4. TOD Policy and transit-oriented development
GS area: Governance (Urban Planning, Smart Cities)
The 2017 National Transit Oriented Development (TOD) Policy was evaluated in the context of metro expansion across India.
- TOD concept: high-density, mixed-use development within walking distance (400-800 metres) of public transport nodes such as metro stations and bus rapid transit (BRT) stops.
- Ministry: Housing and Urban Affairs (MoHUA).
- 2017 National TOD Policy targets: floor-area-ratio (FAR) of 4 within 500 metres of metro stations; dedicated affordable housing quotas; commercial-residential integration.
- Implementation gap: most city master plans still retain low FAR zones near metro stations.
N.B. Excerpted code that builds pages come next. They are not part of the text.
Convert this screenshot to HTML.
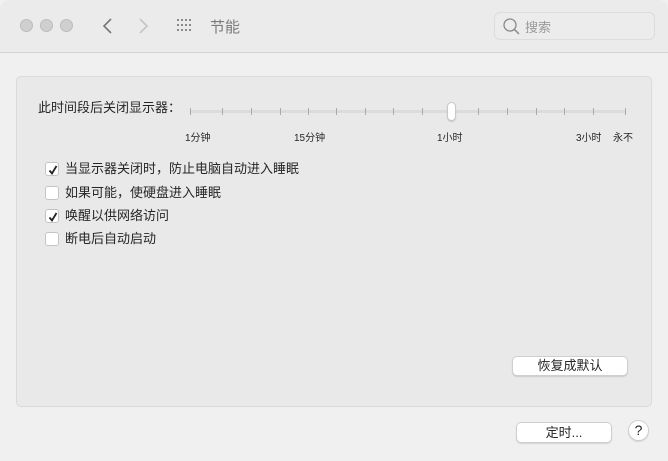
<!DOCTYPE html>
<html><head><meta charset="utf-8"><style>
*{margin:0;padding:0;box-sizing:border-box}
body{width:668px;height:461px;overflow:hidden;background:#f0f0f0;font-family:"Liberation Sans","Noto Sans CJK SC",sans-serif;color:#262626;position:relative}
.tb{position:absolute;left:0;top:0;width:668px;height:53px;background:#ebebeb;border-bottom:1px solid #d4d4d4;border-radius:10px 10px 0 0}
.dot{position:absolute;top:19px;width:13px;height:13px;border-radius:50%;background:#cfcfcf;border:1px solid #bdbdbd}
.t{position:absolute;white-space:nowrap}
.panel{position:absolute;left:16px;top:76px;width:636px;height:331px;background:#e9e9e9;border:1px solid #dadada;border-radius:5px}
.tick{position:absolute;top:108px;width:1px;height:7px;background:#aaa}
.cb{position:absolute;left:45px;width:14px;height:14px;background:#fff;border:1px solid #c4c4c4;border-radius:3px}
.cb svg{position:absolute;left:1px;top:1px}
.btn{position:absolute;background:#fff;border:1px solid #cfcfcf;border-radius:5px;box-shadow:0 1px 1px rgba(0,0,0,.12);font-size:13px;text-align:center}
</style></head><body>
<div class="tb"></div>
<div class="dot" style="left:20px"></div><div class="dot" style="left:40px"></div><div class="dot" style="left:60px"></div>
<svg style="position:absolute;left:100px;top:16px" width="60" height="20"><path d="M11 3 L4 10 L11 17" stroke="#777" stroke-width="1.6" fill="none"/><path d="M40 3 L47 10 L40 17" stroke="#c4c4c4" stroke-width="1.6" fill="none"/></svg>
<svg style="position:absolute;left:177px;top:19px" width="18" height="14" fill="#8a8a8a"><g>
<rect x="0" y="0" width="2" height="2"/><rect x="4" y="0" width="2" height="2"/><rect x="8" y="0" width="2" height="2"/><rect x="12" y="0" width="2" height="2"/>
<rect x="0" y="5" width="2" height="2"/><rect x="4" y="5" width="2" height="2"/><rect x="8" y="5" width="2" height="2"/><rect x="12" y="5" width="2" height="2"/>
<rect x="0" y="10" width="2" height="2"/><rect x="4" y="10" width="2" height="2"/><rect x="8" y="10" width="2" height="2"/><rect x="12" y="10" width="2" height="2"/></g></svg>
<div class="t" style="left:210px;top:16px;font-size:15px;color:#7a7a7a">节能</div>
<div style="position:absolute;left:494px;top:12px;width:161px;height:28px;border:1px solid #dcdcdc;border-radius:6px;background:#ececec"></div>
<svg style="position:absolute;left:502px;top:17px" width="20" height="20"><circle cx="8" cy="8" r="6" stroke="#8a8a8a" stroke-width="1.3" fill="none"/><path d="M12.5 12.5 L17 17" stroke="#8a8a8a" stroke-width="1.5"/></svg>
<div class="t" style="left:525px;top:17px;font-size:13px;color:#9a9a9a">搜索</div>
<div class="panel"></div>
<div class="t" style="left:38px;top:97px;font-size:13px">此时间段后关闭显示器：</div>
<div style="position:absolute;left:190px;top:110px;width:436px;height:3px;background:#dcdcdc;border-radius:2px"></div>
<div class="tick" style="left:190px"></div><div class="tick" style="left:222px"></div><div class="tick" style="left:251px"></div><div class="tick" style="left:280px"></div><div class="tick" style="left:308px"></div><div class="tick" style="left:336px"></div><div class="tick" style="left:365px"></div><div class="tick" style="left:393px"></div><div class="tick" style="left:422px"></div><div class="tick" style="left:478px"></div><div class="tick" style="left:507px"></div><div class="tick" style="left:536px"></div><div class="tick" style="left:564px"></div><div class="tick" style="left:593px"></div><div class="tick" style="left:625px"></div>
<div style="position:absolute;left:447px;top:102px;width:9px;height:19px;background:#fff;border:1px solid #c8c8c8;border-radius:5px;box-shadow:0 1px 1px rgba(0,0,0,.15)"></div>
<div class="t" style="left:185px;top:129px;font-size:10px">1分钟</div>
<div class="t" style="left:294px;top:129px;font-size:10px">15分钟</div>
<div class="t" style="left:437px;top:129px;font-size:10px">1小时</div>
<div class="t" style="left:576px;top:129px;font-size:10px">3小时</div>
<div class="t" style="left:613px;top:129px;font-size:10px">永不</div>
<div class="cb" style="top:162px"><svg width="12" height="12"><path d="M2.5 6.5 L5 9.5 L9.5 2" stroke="#222" stroke-width="1.8" fill="none"/></svg></div><div class="t" style="left:65px;top:158px;font-size:13px">当显示器关闭时，防止电脑自动进入睡眠</div>
<div class="cb" style="top:186px"></div><div class="t" style="left:65px;top:182px;font-size:13px">如果可能，使硬盘进入睡眠</div>
<div class="cb" style="top:209px"><svg width="12" height="12"><path d="M2.5 6.5 L5 9.5 L9.5 2" stroke="#222" stroke-width="1.8" fill="none"/></svg></div><div class="t" style="left:65px;top:205px;font-size:13px">唤醒以供网络访问</div>
<div class="cb" style="top:232px"></div><div class="t" style="left:65px;top:228px;font-size:13px">断电后自动启动</div>
<div class="btn" style="left:512px;top:356px;width:116px;height:20px;line-height:18px">恢复成默认</div>
<div class="btn" style="left:516px;top:422px;width:96px;height:21px;line-height:19px">定时...</div>
<div style="position:absolute;left:628px;top:420px;width:21px;height:21px;border-radius:50%;background:#fff;border:1px solid #cfcfcf;box-shadow:0 1px 1px rgba(0,0,0,.12);font-size:14px;text-align:center;line-height:19px">?</div>
</body></html>
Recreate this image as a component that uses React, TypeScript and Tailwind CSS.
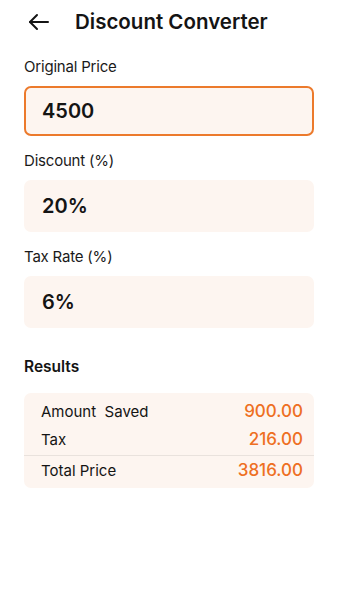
import React from "react";

function Field({ label, value, active }: { label: string; value: string; active?: boolean }) {
  return (
    <div className="flex flex-col">
      <div className="text-[15px] leading-5 text-[#1a1a1a] tracking-[-0.2px]">{label}</div>
      <div
        className={
          active
            ? "mt-[9px] h-[50px] rounded-[7px] border-2 border-[#ec7a2c] bg-[#fdf5f0] pl-4 flex items-center text-[20px] font-semibold text-[#141414]"
            : "mt-[9px] h-[52px] rounded-[7px] bg-[#fdf5f0] pl-[18px] flex items-center text-[20px] font-semibold text-[#141414]"
        }
      >
        {value}
      </div>
    </div>
  );
}

export default function App() {
  return (
    <div className="w-[338px] h-[600px] bg-white font-['Inter',sans-serif] text-[#141414]">
      <div className="h-11 flex items-center pl-[28px]">
        <svg width="21" height="18" viewBox="0 0 21 18" fill="none" stroke="#141414" strokeWidth="2" strokeLinecap="round" strokeLinejoin="round">
          <path d="M20 9H2" />
          <path d="M9 2L2 9l7 7" />
        </svg>
        <div className="ml-[26px] text-[20.5px] font-semibold">Discount Converter</div>
      </div>
      <div className="px-6 mt-[13px] flex flex-col gap-[15px]">
        <Field label="Original Price" value="4500" active />
        <Field label="Discount (%)" value="20%" />
        <Field label="Tax Rate (%)" value="6%" />
      </div>
      <div className="px-6 mt-[29px]">
        <div className="text-[15.5px] leading-5 font-semibold">Results</div>
        <div className="mt-[16px] rounded-[7px] bg-[#fdf5f0] pt-[5px] pb-[2px]">
          <div className="flex items-center justify-between h-7 pl-[17px] pr-[11px]">
            <span className="text-[15px] whitespace-pre">Amount  Saved</span>
            <span className="text-[17px] font-medium text-[#ee6f22]">900.00</span>
          </div>
          <div className="flex items-center justify-between h-7 pl-[17px] pr-[11px]">
            <span className="text-[15px]">Tax</span>
            <span className="text-[17px] font-medium text-[#ee6f22]">216.00</span>
          </div>
          <div className="h-px bg-[#e9e2dd] mt-[1px]" />
          <div className="flex items-center justify-between h-[30px] pl-[17px] pr-[11px]">
            <span className="text-[15px]">Total Price</span>
            <span className="text-[17px] font-medium text-[#ee6f22]">3816.00</span>
          </div>
        </div>
      </div>
    </div>
  );
}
Vested interests in low-density layouts and parking infrastructure prevent reform.
- Metro network: India's operational metro network is 968 km (as of October 2025) across 20 cities. Delhi Metro is the largest (392 km).
- Success cases: Hyderabad's HITEC City BRT corridor (partial TOD). Mumbai's Dharavi redevelopment plan incorporates TOD principles.
- Fiscal rationale: higher development density near metro stations increases property tax revenues, which can be reinvested in metro maintenance (Land Value Capture).
Static linkage: Urban planning, infrastructure, governance.
5. AI in education: Class 3 rollout plan
GS area: Education, Governance (Technology, NEP 2020)
The NEP 2025-26 implementation committee announced plans to introduce Artificial Intelligence (AI) as a formal subject from Class 3 onwards in all central government schools.
- Starting grade: Class 3 (age 8-9). Age-appropriate curriculum based on AI literacy: understanding how machines learn, simple categorisation tasks, bias in data.
- CBSE's AI curriculum (existing): elective subject from Class 9. The new rollout makes a simplified foundational version compulsory from Class 3.
- NEP 2020 basis: NEP 2020's Technology Integration pillar mandates computational thinking from primary school.
- International comparison: Finland introduced coding from Class 1 in 2016. Singapore has AI literacy from Class 4. China mandated AI education in primary schools from 2017.
- Infrastructure gap: 43 per cent of government schools lack reliable electricity; 31 per cent lack internet connectivity. The AI rollout includes tablet/device provision under PM-eVIDYA.
- PM-eVIDYA: one-class-one-channel DTH satellite education channels (Swayam Prabha) and digital content portals (DIKSHA). These serve schools without reliable internet.
- Ethical concern: AI literacy must include data privacy, algorithmic bias and responsible use of AI tools.
Static linkage: Education policy, NEP 2020, technology governance.
6. Briefly noted
- Atal Pension Yojana (APY) milestone: APY crossed 7 crore enrolments in October 2025. APY provides guaranteed monthly pension of Rs 1,000 to Rs 5,000 for workers in the unorganised sector who join between 18-40 years. PFRDA (Pension Fund Regulatory and Development Authority) administers it.
- Nipah Virus vigilance: Kerala High Level Committee reviewed Nipah virus preparedness. Nipah is a zoonotic virus (bat origin) with a fatality rate of 40-75 per cent. No approved vaccine. Kerala has had four outbreaks (2018, 2019, 2021, 2023).
- Coffee Board of India: notified draft Coffee (Promotion and Development) Act 2025, replacing the Coffee Act 1942. Targets doubling coffee exports from USD 1.2 billion to USD 2.5 billion by 2030. India produces Arabica and Robusta varieties (Karnataka, Kerala, Tamil Nadu).